§ **Supplied material**
------------------------
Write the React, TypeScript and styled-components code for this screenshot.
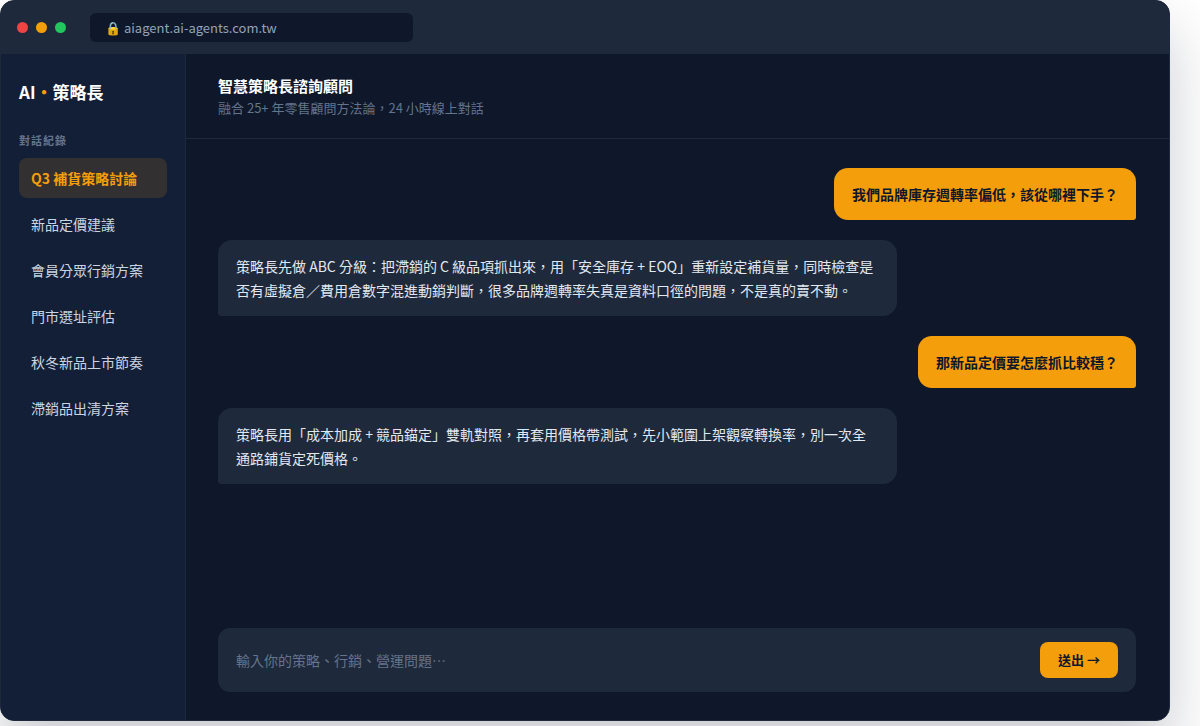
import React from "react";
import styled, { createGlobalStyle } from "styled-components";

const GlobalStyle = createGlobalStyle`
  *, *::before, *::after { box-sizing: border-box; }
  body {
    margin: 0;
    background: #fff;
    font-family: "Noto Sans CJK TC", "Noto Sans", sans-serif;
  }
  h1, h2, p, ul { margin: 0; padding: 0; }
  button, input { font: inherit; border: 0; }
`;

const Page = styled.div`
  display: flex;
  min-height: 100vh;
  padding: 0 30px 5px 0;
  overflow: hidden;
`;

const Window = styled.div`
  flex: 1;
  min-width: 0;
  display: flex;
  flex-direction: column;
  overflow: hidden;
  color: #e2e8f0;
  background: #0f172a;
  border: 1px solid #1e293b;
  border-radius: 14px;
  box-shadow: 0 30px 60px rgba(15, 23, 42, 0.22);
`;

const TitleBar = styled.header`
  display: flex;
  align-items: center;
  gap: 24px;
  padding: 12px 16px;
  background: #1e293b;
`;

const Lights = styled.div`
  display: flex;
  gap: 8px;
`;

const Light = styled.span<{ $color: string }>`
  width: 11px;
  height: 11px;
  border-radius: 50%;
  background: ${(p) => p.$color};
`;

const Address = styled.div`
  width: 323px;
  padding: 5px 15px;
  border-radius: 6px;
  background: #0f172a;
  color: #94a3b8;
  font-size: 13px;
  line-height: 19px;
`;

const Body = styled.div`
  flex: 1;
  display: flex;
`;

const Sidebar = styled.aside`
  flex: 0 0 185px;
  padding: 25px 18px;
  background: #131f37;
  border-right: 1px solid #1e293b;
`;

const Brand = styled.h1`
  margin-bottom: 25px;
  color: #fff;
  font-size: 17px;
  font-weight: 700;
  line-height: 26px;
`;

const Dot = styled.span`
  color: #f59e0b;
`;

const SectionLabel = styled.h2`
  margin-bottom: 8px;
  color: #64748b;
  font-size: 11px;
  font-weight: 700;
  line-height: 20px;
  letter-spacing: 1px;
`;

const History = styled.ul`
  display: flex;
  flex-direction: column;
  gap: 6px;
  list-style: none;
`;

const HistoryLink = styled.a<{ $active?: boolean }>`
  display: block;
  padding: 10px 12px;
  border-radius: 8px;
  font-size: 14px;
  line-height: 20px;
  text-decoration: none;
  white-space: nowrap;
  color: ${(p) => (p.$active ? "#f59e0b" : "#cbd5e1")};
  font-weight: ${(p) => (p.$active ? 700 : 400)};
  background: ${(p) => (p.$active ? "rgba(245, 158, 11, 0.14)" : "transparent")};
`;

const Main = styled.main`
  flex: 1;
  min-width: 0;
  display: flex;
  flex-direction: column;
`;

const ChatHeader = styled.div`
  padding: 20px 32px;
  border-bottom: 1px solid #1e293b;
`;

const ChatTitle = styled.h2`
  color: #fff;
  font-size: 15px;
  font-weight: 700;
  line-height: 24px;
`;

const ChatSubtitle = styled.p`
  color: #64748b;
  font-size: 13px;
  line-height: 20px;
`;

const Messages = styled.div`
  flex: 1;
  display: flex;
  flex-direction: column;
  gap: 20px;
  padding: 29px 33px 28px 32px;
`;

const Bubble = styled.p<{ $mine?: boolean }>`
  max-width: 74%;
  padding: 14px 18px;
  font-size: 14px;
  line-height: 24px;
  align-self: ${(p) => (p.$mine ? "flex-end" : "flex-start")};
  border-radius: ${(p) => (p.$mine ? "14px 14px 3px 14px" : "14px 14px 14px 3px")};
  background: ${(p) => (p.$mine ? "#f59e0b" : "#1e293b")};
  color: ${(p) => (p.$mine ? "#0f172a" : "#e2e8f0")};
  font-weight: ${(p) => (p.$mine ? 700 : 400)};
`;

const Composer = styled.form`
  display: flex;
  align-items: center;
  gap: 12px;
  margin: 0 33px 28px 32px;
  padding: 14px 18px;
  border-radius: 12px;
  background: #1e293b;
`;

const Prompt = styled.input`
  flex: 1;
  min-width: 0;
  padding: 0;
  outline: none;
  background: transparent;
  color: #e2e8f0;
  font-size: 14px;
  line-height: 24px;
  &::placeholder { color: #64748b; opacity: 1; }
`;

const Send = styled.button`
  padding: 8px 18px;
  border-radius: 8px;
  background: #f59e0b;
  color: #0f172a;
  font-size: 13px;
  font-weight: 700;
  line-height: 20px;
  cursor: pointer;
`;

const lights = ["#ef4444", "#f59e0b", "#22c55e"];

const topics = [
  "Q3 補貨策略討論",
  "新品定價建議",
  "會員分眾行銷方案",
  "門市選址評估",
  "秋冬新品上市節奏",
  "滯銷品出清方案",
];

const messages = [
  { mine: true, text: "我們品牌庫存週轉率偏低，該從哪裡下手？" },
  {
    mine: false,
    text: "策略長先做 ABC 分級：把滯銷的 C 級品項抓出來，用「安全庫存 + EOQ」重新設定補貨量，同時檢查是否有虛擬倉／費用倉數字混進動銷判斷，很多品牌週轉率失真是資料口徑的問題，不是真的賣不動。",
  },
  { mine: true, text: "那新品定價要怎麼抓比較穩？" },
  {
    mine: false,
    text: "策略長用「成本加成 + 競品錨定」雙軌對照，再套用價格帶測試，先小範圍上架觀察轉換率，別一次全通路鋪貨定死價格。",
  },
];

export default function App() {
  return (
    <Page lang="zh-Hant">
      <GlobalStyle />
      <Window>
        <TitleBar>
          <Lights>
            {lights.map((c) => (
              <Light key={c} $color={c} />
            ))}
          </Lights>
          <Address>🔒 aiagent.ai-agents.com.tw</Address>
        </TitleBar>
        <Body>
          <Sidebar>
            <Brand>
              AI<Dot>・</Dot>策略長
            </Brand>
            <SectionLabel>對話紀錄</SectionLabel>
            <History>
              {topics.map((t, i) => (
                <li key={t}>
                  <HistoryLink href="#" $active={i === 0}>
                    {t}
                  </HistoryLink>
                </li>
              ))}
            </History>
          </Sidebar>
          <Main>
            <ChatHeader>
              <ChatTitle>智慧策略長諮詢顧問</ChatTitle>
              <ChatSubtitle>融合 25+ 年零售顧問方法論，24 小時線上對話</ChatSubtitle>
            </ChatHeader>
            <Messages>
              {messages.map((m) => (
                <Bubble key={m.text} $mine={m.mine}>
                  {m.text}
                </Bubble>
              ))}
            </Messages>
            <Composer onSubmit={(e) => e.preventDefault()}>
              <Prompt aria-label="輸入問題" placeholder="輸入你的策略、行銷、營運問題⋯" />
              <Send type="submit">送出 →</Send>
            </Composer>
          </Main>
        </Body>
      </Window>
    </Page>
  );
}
------------------------
§ **Goal of the exercise**
Write out the material above once more, exactly as it reads, with no pictures.

§ **Answer to this problem**
Write the React, TypeScript and styled-components code for this screenshot.
import React from "react";
import styled, { createGlobalStyle } from "styled-components";

const GlobalStyle = createGlobalStyle`
  *, *::before, *::after { box-sizing: border-box; }
  body {
    margin: 0;
    background: #fff;
    font-family: "Noto Sans CJK TC", "Noto Sans", sans-serif;
  }
  h1, h2, p, ul { margin: 0; padding: 0; }
  button, input { font: inherit; border: 0; }
`;

const Page = styled.div`
  display: flex;
  min-height: 100vh;
  padding: 0 30px 5px 0;
  overflow: hidden;
`;

const Window = styled.div`
  flex: 1;
  min-width: 0;
  display: flex;
  flex-direction: column;
  overflow: hidden;
  color: #e2e8f0;
  background: #0f172a;
  border: 1px solid #1e293b;
  border-radius: 14px;
  box-shadow: 0 30px 60px rgba(15, 23, 42, 0.22);
`;

const TitleBar = styled.header`
  display: flex;
  align-items: center;
  gap: 24px;
  padding: 12px 16px;
  background: #1e293b;
`;

const Lights = styled.div`
  display: flex;
  gap: 8px;
`;

const Light = styled.span<{ $color: string }>`
  width: 11px;
  height: 11px;
  border-radius: 50%;
  background: ${(p) => p.$color};
`;

const Address = styled.div`
  width: 323px;
  padding: 5px 15px;
  border-radius: 6px;
  background: #0f172a;
  color: #94a3b8;
  font-size: 13px;
  line-height: 19px;
`;

const Body = styled.div`
  flex: 1;
  display: flex;
`;

const Sidebar = styled.aside`
  flex: 0 0 185px;
  padding: 25px 18px;
  background: #131f37;
  border-right: 1px solid #1e293b;
`;

const Brand = styled.h1`
  margin-bottom: 25px;
  color: #fff;
  font-size: 17px;
  font-weight: 700;
  line-height: 26px;
`;

const Dot = styled.span`
  color: #f59e0b;
`;

const SectionLabel = styled.h2`
  margin-bottom: 8px;
  color: #64748b;
  font-size: 11px;
  font-weight: 700;
  line-height: 20px;
  letter-spacing: 1px;
`;

const History = styled.ul`
  display: flex;
  flex-direction: column;
  gap: 6px;
  list-style: none;
`;

const HistoryLink = styled.a<{ $active?: boolean }>`
  display: block;
  padding: 10px 12px;
  border-radius: 8px;
  font-size: 14px;
  line-height: 20px;
  text-decoration: none;
  white-space: nowrap;
  color: ${(p) => (p.$active ? "#f59e0b" : "#cbd5e1")};
  font-weight: ${(p) => (p.$active ? 700 : 400)};
  background: ${(p) => (p.$active ? "rgba(245, 158, 11, 0.14)" : "transparent")};
`;

const Main = styled.main`
  flex: 1;
  min-width: 0;
  display: flex;
  flex-direction: column;
`;

const ChatHeader = styled.div`
  padding: 20px 32px;
  border-bottom: 1px solid #1e293b;
`;

const ChatTitle = styled.h2`
  color: #fff;
  font-size: 15px;
  font-weight: 700;
  line-height: 24px;
`;

const ChatSubtitle = styled.p`
  color: #64748b;
  font-size: 13px;
  line-height: 20px;
`;

const Messages = styled.div`
  flex: 1;
  display: flex;
  flex-direction: column;
  gap: 20px;
  padding: 29px 33px 28px 32px;
`;

const Bubble = styled.p<{ $mine?: boolean }>`
  max-width: 74%;
  padding: 14px 18px;
  font-size: 14px;
  line-height: 24px;
  align-self: ${(p) => (p.$mine ? "flex-end" : "flex-start")};
  border-radius: ${(p) => (p.$mine ? "14px 14px 3px 14px" : "14px 14px 14px 3px")};
  background: ${(p) => (p.$mine ? "#f59e0b" : "#1e293b")};
  color: ${(p) => (p.$mine ? "#0f172a" : "#e2e8f0")};
  font-weight: ${(p) => (p.$mine ? 700 : 400)};
`;

const Composer = styled.form`
  display: flex;
  align-items: center;
  gap: 12px;
  margin: 0 33px 28px 32px;
  padding: 14px 18px;
  border-radius: 12px;
  background: #1e293b;
`;

const Prompt = styled.input`
  flex: 1;
  min-width: 0;
  padding: 0;
  outline: none;
  background: transparent;
  color: #e2e8f0;
  font-size: 14px;
  line-height: 24px;
  &::placeholder { color: #64748b; opacity: 1; }
`;

const Send = styled.button`
  padding: 8px 18px;
  border-radius: 8px;
  background: #f59e0b;
  color: #0f172a;
  font-size: 13px;
  font-weight: 700;
  line-height: 20px;
  cursor: pointer;
`;

const lights = ["#ef4444", "#f59e0b", "#22c55e"];

const topics = [
  "Q3 補貨策略討論",
  "新品定價建議",
  "會員分眾行銷方案",
  "門市選址評估",
  "秋冬新品上市節奏",
  "滯銷品出清方案",
];

const messages = [
  { mine: true, text: "我們品牌庫存週轉率偏低，該從哪裡下手？" },
  {
    mine: false,
    text: "策略長先做 ABC 分級：把滯銷的 C 級品項抓出來，用「安全庫存 + EOQ」重新設定補貨量，同時檢查是否有虛擬倉／費用倉數字混進動銷判斷，很多品牌週轉率失真是資料口徑的問題，不是真的賣不動。",
  },
  { mine: true, text: "那新品定價要怎麼抓比較穩？" },
  {
    mine: false,
    text: "策略長用「成本加成 + 競品錨定」雙軌對照，再套用價格帶測試，先小範圍上架觀察轉換率，別一次全通路鋪貨定死價格。",
  },
];

export default function App() {
  return (
    <Page lang="zh-Hant">
      <GlobalStyle />
      <Window>
        <TitleBar>
          <Lights>
            {lights.map((c) => (
              <Light key={c} $color={c} />
            ))}
          </Lights>
          <Address>🔒 aiagent.ai-agents.com.tw</Address>
        </TitleBar>
        <Body>
          <Sidebar>
            <Brand>
              AI<Dot>・</Dot>策略長
            </Brand>
            <SectionLabel>對話紀錄</SectionLabel>
            <History>
              {topics.map((t, i) => (
                <li key={t}>
                  <HistoryLink href="#" $active={i === 0}>
                    {t}
                  </HistoryLink>
                </li>
              ))}
            </History>
          </Sidebar>
          <Main>
            <ChatHeader>
              <ChatTitle>智慧策略長諮詢顧問</ChatTitle>
              <ChatSubtitle>融合 25+ 年零售顧問方法論，24 小時線上對話</ChatSubtitle>
            </ChatHeader>
            <Messages>
              {messages.map((m) => (
                <Bubble key={m.text} $mine={m.mine}>
                  {m.text}
                </Bubble>
              ))}
            </Messages>
            <Composer onSubmit={(e) => e.preventDefault()}>
              <Prompt aria-label="輸入問題" placeholder="輸入你的策略、行銷、營運問題⋯" />
              <Send type="submit">送出 →</Send>
            </Composer>
          </Main>
        </Body>
      </Window>
    </Page>
  );
}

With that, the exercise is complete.